During the War of Independence the Dutch had learnt to love their fatherland, and they were the first, as artists, fully to grasp the poetry of landscape. Art now no longer shines only upon the eyes of Mary and the Hosts of Heaven: it settles upon arid country hills, streams upon the sea waves, is at home in peasants’ houses and the dark woods, wanders through the streets and alleys, makes a temple of every market. The religious sentiments, however, which stirred Protestant Holland had to find appropriate expression; the living essence of biblical subjects was to be released from a narrow, ecclesiastical sphere, and approached anew with all the deep, German inwardness.
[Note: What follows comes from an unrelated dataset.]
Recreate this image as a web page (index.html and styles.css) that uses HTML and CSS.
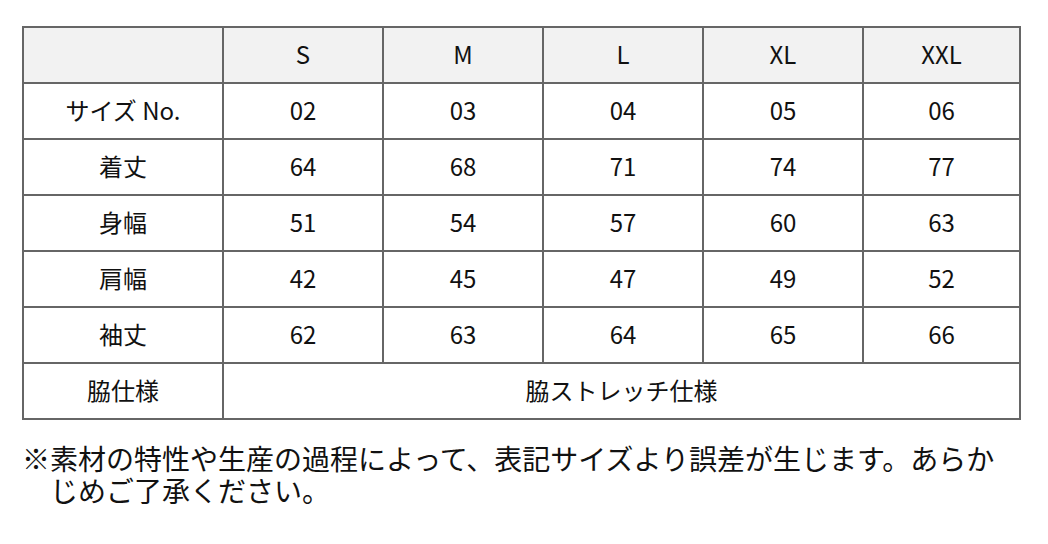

These tendencies were all united in Rembrandt—perhaps of all masters, since the Christian era, the mightiest proclaimer of the great Pan; to him the cosmic powers of light and air signified the divinity that Michael Angelo had painted under a beautiful human form.
Finally, in the eighteenth century, comes rococo, with its rustling frou-frou and its delicate charm. The whole life of that noble society, which exchanged court costume for silken pastoral garments, formality and rank for charm and grace, was a lively play, an extravagant game. The king played with his crown, the priest with his religion, the philosopher with his wisdom, the poet with the art of rhyme. They did not hear as yet the hoarse threatening voice of the disinherited, “Car tel est notre plaisir.” What this age possessed of beauty and charm, its peculiar grace and wanton vivacity, its reckless, inassailable frivolity, was proper also to its art. Light and gracious as the whole life of that harmless, merry generation, it glided through the age untroubled, led by Cupidons, and kissed by the wandering winds. It is only to-day that we understand once more the charming masters of that elegant century.
The painters of every epoch looked at nature with their own eyes, and also with the eyes of their age and of their country. So the art of every period appears as “the mirror and abstract chronicle” of its age. With irresistible majesty, and conscious of its inspiration, it lays hold of the external world, and gives back to it its own picture infinitely exalted. It is the enlightened expression of the age, as upright, as fresh, as fanatic, or as unnatural as its generation. Therein lies the strength of the painters of rococo, that they painted the artificiality of the time with such unsurpassable naturalness. It is just these infinitely various manners of paying court to nature—unceasingly throughout the course of centuries, now violently, now softly and tenderly, at times, too, not without passing infidelity,—it is just these which determine the beauty and value, the mystery and essence of art, and are in the history of art all that tends to its variety and unsurpassable charm.